*DATA PROVIDED*:
=-=-=-=-=

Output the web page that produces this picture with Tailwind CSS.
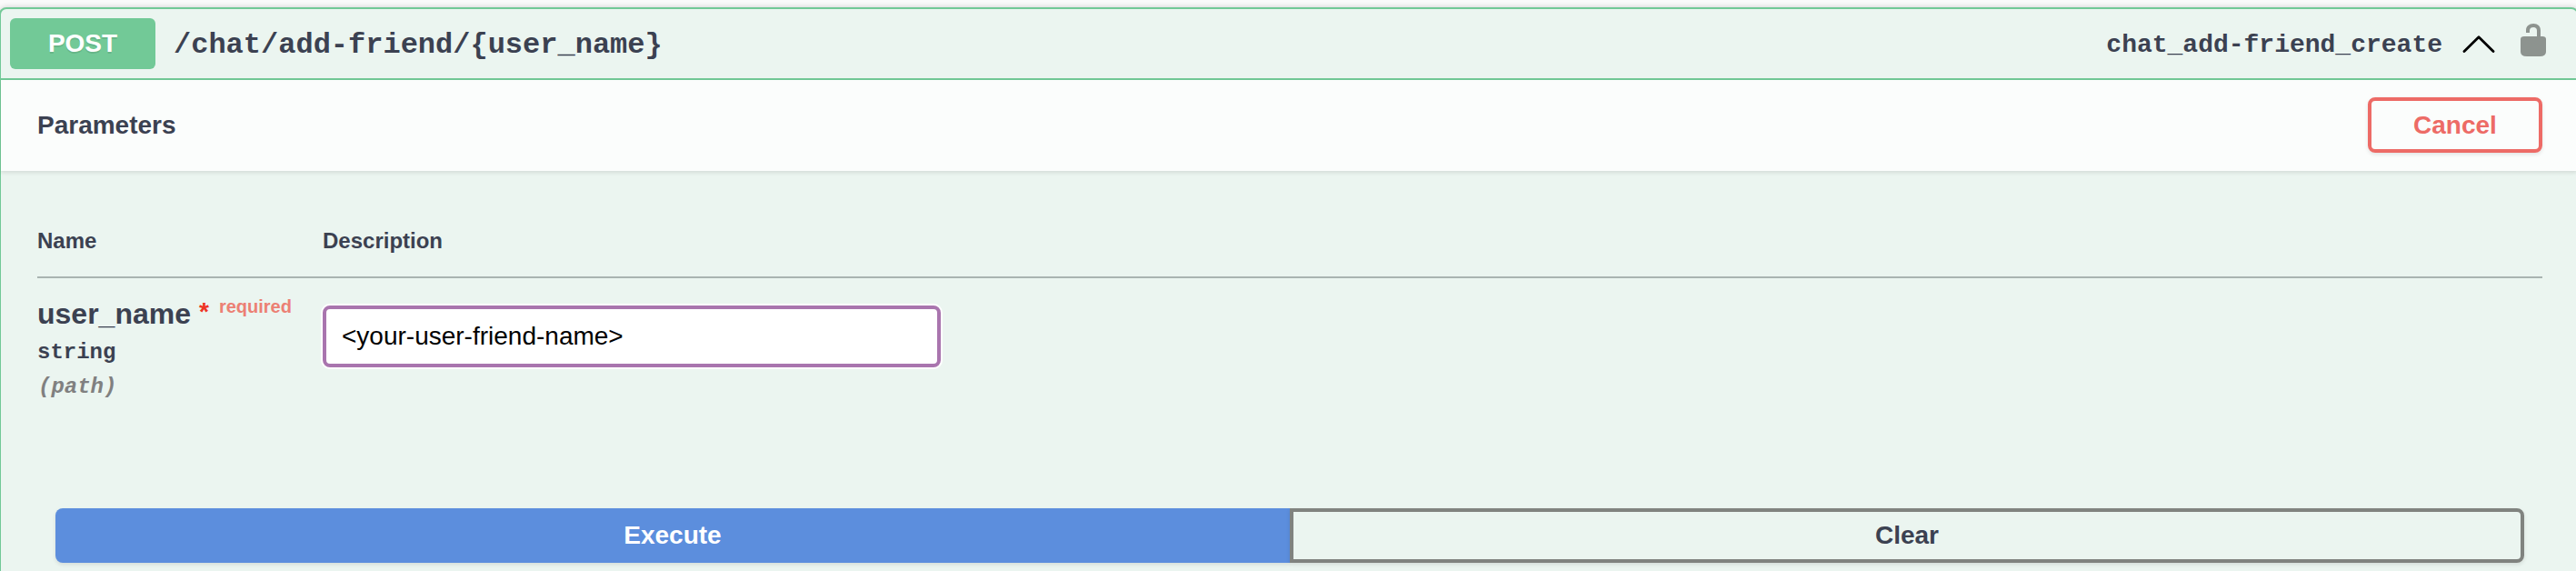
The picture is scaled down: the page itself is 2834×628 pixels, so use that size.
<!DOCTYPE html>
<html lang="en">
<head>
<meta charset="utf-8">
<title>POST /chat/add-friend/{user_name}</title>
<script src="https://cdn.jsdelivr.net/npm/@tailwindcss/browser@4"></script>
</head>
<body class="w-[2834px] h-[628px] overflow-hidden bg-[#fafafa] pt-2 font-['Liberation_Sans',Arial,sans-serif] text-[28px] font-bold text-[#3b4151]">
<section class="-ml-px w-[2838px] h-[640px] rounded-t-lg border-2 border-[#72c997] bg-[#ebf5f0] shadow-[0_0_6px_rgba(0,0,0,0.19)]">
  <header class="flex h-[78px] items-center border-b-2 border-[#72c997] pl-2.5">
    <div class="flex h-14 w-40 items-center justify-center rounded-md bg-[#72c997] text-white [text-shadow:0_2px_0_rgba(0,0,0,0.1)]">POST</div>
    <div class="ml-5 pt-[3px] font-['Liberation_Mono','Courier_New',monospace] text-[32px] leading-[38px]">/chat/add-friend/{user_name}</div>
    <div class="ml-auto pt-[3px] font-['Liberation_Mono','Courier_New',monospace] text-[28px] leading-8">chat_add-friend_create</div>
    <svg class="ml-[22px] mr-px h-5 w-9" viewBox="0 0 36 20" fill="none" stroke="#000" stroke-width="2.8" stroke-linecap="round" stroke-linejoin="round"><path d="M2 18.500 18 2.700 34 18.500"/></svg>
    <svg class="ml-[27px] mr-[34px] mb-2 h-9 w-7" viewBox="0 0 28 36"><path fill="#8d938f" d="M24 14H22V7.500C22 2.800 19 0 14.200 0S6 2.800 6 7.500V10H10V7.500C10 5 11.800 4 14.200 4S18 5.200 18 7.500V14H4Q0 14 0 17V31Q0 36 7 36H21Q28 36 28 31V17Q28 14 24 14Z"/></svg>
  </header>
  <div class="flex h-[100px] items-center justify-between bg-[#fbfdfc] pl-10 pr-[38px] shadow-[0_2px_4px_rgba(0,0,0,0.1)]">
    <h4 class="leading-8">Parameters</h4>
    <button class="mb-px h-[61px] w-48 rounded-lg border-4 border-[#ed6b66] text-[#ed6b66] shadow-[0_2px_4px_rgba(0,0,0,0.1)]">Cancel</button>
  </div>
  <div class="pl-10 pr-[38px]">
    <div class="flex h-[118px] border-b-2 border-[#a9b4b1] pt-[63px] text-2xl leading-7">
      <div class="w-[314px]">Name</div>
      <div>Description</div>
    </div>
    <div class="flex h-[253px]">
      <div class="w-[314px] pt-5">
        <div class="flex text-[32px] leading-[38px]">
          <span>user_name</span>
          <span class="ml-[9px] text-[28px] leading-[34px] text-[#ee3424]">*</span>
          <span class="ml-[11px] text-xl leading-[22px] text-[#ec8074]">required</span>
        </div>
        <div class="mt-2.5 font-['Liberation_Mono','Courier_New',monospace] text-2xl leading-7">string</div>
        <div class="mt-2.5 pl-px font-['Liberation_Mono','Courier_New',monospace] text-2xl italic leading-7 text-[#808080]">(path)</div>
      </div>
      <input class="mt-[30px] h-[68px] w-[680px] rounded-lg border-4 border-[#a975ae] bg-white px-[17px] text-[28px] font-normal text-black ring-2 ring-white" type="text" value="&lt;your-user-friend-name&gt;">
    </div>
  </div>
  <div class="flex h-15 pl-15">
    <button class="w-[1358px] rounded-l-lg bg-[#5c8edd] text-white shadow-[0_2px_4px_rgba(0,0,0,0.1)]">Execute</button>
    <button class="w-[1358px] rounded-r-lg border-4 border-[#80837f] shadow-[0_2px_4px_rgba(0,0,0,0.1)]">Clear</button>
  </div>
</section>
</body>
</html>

=-=-=-=-=

*WHAT YOU HAVE TO DO*: Set down the material above as is, without any pictures.

*ANSWER TO THIS TASK*:
Output the web page that produces this picture with Tailwind CSS.
The picture is scaled down: the page itself is 2834×628 pixels, so use that size.
<!DOCTYPE html>
<html lang="en">
<head>
<meta charset="utf-8">
<title>POST /chat/add-friend/{user_name}</title>
<script src="https://cdn.jsdelivr.net/npm/@tailwindcss/browser@4"></script>
</head>
<body class="w-[2834px] h-[628px] overflow-hidden bg-[#fafafa] pt-2 font-['Liberation_Sans',Arial,sans-serif] text-[28px] font-bold text-[#3b4151]">
<section class="-ml-px w-[2838px] h-[640px] rounded-t-lg border-2 border-[#72c997] bg-[#ebf5f0] shadow-[0_0_6px_rgba(0,0,0,0.19)]">
  <header class="flex h-[78px] items-center border-b-2 border-[#72c997] pl-2.5">
    <div class="flex h-14 w-40 items-center justify-center rounded-md bg-[#72c997] text-white [text-shadow:0_2px_0_rgba(0,0,0,0.1)]">POST</div>
    <div class="ml-5 pt-[3px] font-['Liberation_Mono','Courier_New',monospace] text-[32px] leading-[38px]">/chat/add-friend/{user_name}</div>
    <div class="ml-auto pt-[3px] font-['Liberation_Mono','Courier_New',monospace] text-[28px] leading-8">chat_add-friend_create</div>
    <svg class="ml-[22px] mr-px h-5 w-9" viewBox="0 0 36 20" fill="none" stroke="#000" stroke-width="2.8" stroke-linecap="round" stroke-linejoin="round"><path d="M2 18.500 18 2.700 34 18.500"/></svg>
    <svg class="ml-[27px] mr-[34px] mb-2 h-9 w-7" viewBox="0 0 28 36"><path fill="#8d938f" d="M24 14H22V7.500C22 2.800 19 0 14.200 0S6 2.800 6 7.500V10H10V7.500C10 5 11.800 4 14.200 4S18 5.200 18 7.500V14H4Q0 14 0 17V31Q0 36 7 36H21Q28 36 28 31V17Q28 14 24 14Z"/></svg>
  </header>
  <div class="flex h-[100px] items-center justify-between bg-[#fbfdfc] pl-10 pr-[38px] shadow-[0_2px_4px_rgba(0,0,0,0.1)]">
    <h4 class="leading-8">Parameters</h4>
    <button class="mb-px h-[61px] w-48 rounded-lg border-4 border-[#ed6b66] text-[#ed6b66] shadow-[0_2px_4px_rgba(0,0,0,0.1)]">Cancel</button>
  </div>
  <div class="pl-10 pr-[38px]">
    <div class="flex h-[118px] border-b-2 border-[#a9b4b1] pt-[63px] text-2xl leading-7">
      <div class="w-[314px]">Name</div>
      <div>Description</div>
    </div>
    <div class="flex h-[253px]">
      <div class="w-[314px] pt-5">
        <div class="flex text-[32px] leading-[38px]">
          <span>user_name</span>
          <span class="ml-[9px] text-[28px] leading-[34px] text-[#ee3424]">*</span>
          <span class="ml-[11px] text-xl leading-[22px] text-[#ec8074]">required</span>
        </div>
        <div class="mt-2.5 font-['Liberation_Mono','Courier_New',monospace] text-2xl leading-7">string</div>
        <div class="mt-2.5 pl-px font-['Liberation_Mono','Courier_New',monospace] text-2xl italic leading-7 text-[#808080]">(path)</div>
      </div>
      <input class="mt-[30px] h-[68px] w-[680px] rounded-lg border-4 border-[#a975ae] bg-white px-[17px] text-[28px] font-normal text-black ring-2 ring-white" type="text" value="&lt;your-user-friend-name&gt;">
    </div>
  </div>
  <div class="flex h-15 pl-15">
    <button class="w-[1358px] rounded-l-lg bg-[#5c8edd] text-white shadow-[0_2px_4px_rgba(0,0,0,0.1)]">Execute</button>
    <button class="w-[1358px] rounded-r-lg border-4 border-[#80837f] shadow-[0_2px_4px_rgba(0,0,0,0.1)]">Clear</button>
  </div>
</section>
</body>
</html>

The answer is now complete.